In one scene from the book Cornwell notes how 2,000 gentile women protested the Gestapo arrests of 10,000 male Jews in 1943 Poland. Their protest worked. 10,000 Jews were saved from certain death. The collorary is that Catholics in Nazi Germany were hamstrung by Rome -- unable to speak out against the horrors of the Nazi regime. What would have happened had they been able to do so? And all for the power of Rome.

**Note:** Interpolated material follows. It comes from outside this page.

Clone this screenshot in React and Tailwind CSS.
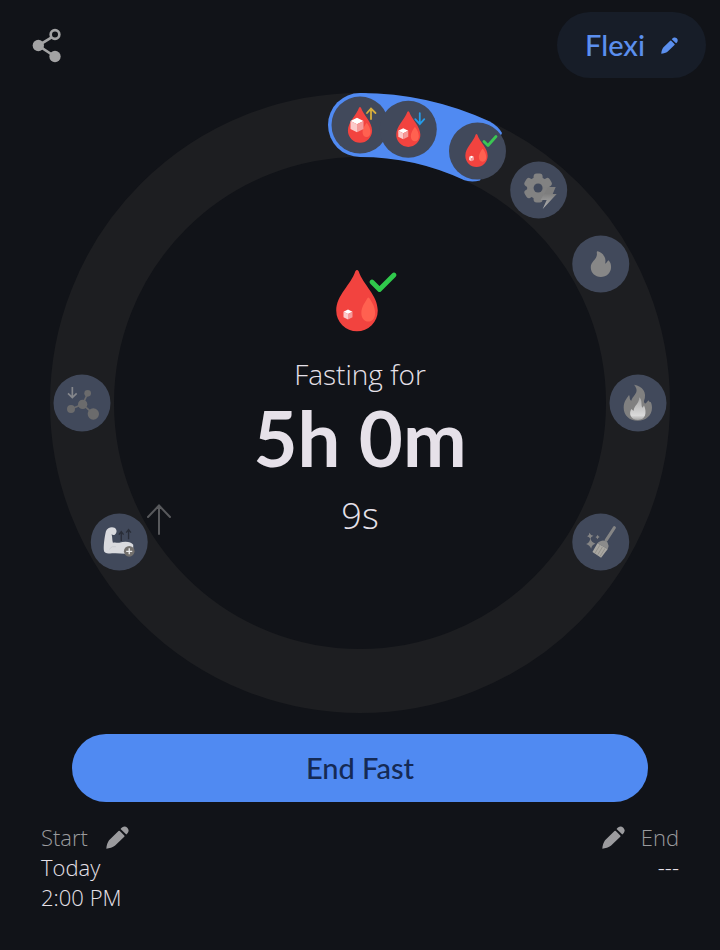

Catholicism is more than Rome -- the word does mean "universal" after all. But when Catholics are required to follow the teachings of the men in Rome, and not the teachings of the one man who matters, there is only conflict. In the end, the church cannonizing this deeply flawed man and not his immediate successor (John XXIII) is indicative of how removed it is from the true message of Christ.